Please write out the lines of the data exactly, beginning with the first and ending with the line containing "const rows = [[83], [117, 84], [183]];"; leave the pictures behind.

* MATERIAL
##########

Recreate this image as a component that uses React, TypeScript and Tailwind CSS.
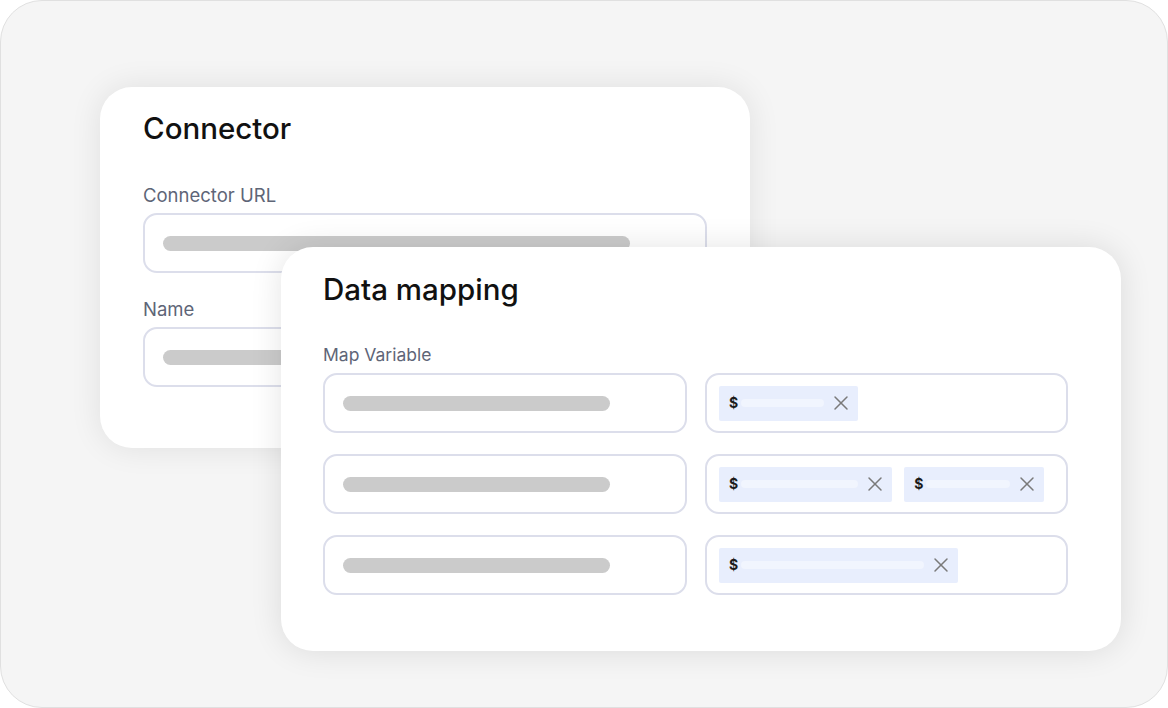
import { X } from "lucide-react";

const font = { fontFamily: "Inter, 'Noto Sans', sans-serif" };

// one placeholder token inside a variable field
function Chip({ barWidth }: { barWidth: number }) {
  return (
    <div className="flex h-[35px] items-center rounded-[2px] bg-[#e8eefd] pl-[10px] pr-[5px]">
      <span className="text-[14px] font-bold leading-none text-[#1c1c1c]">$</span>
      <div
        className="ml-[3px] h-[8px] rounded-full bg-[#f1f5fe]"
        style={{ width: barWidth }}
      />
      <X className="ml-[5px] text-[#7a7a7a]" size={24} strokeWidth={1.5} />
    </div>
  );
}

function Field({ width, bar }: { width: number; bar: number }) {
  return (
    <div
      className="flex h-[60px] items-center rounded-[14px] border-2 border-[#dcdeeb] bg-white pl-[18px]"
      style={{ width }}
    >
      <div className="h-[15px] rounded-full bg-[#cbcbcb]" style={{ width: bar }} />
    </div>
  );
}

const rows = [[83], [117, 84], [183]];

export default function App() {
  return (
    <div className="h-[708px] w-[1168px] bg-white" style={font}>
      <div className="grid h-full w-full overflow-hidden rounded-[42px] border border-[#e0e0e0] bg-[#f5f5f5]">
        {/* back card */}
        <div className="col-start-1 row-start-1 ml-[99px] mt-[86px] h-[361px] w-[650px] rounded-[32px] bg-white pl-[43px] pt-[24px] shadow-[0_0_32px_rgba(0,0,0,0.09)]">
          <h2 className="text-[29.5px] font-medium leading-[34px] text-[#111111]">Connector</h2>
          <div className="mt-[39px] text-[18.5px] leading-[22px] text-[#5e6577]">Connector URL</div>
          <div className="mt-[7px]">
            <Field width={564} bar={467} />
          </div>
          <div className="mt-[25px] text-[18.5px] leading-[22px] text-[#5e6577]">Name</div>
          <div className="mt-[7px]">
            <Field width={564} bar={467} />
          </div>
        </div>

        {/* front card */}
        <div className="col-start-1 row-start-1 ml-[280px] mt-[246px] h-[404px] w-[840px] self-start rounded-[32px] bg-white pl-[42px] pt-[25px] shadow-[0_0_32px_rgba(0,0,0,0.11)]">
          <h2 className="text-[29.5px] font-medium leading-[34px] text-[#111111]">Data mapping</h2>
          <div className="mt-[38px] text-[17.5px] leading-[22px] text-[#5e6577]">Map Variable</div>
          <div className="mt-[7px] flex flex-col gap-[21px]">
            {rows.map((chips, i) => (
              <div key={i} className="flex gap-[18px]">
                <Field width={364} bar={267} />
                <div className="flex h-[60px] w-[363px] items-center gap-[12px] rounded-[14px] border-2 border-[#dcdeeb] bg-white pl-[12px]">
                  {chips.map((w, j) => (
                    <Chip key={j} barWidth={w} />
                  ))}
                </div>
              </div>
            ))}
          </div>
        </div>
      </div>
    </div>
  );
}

##########

* SOLVED PROBLEM
Recreate this image as a component that uses React, TypeScript and Tailwind CSS.
import { X } from "lucide-react";

const font = { fontFamily: "Inter, 'Noto Sans', sans-serif" };

// one placeholder token inside a variable field
function Chip({ barWidth }: { barWidth: number }) {
  return (
    <div className="flex h-[35px] items-center rounded-[2px] bg-[#e8eefd] pl-[10px] pr-[5px]">
      <span className="text-[14px] font-bold leading-none text-[#1c1c1c]">$</span>
      <div
        className="ml-[3px] h-[8px] rounded-full bg-[#f1f5fe]"
        style={{ width: barWidth }}
      />
      <X className="ml-[5px] text-[#7a7a7a]" size={24} strokeWidth={1.5} />
    </div>
  );
}

function Field({ width, bar }: { width: number; bar: number }) {
  return (
    <div
      className="flex h-[60px] items-center rounded-[14px] border-2 border-[#dcdeeb] bg-white pl-[18px]"
      style={{ width }}
    >
      <div className="h-[15px] rounded-full bg-[#cbcbcb]" style={{ width: bar }} />
    </div>
  );
}

const rows = [[83], [117, 84], [183]];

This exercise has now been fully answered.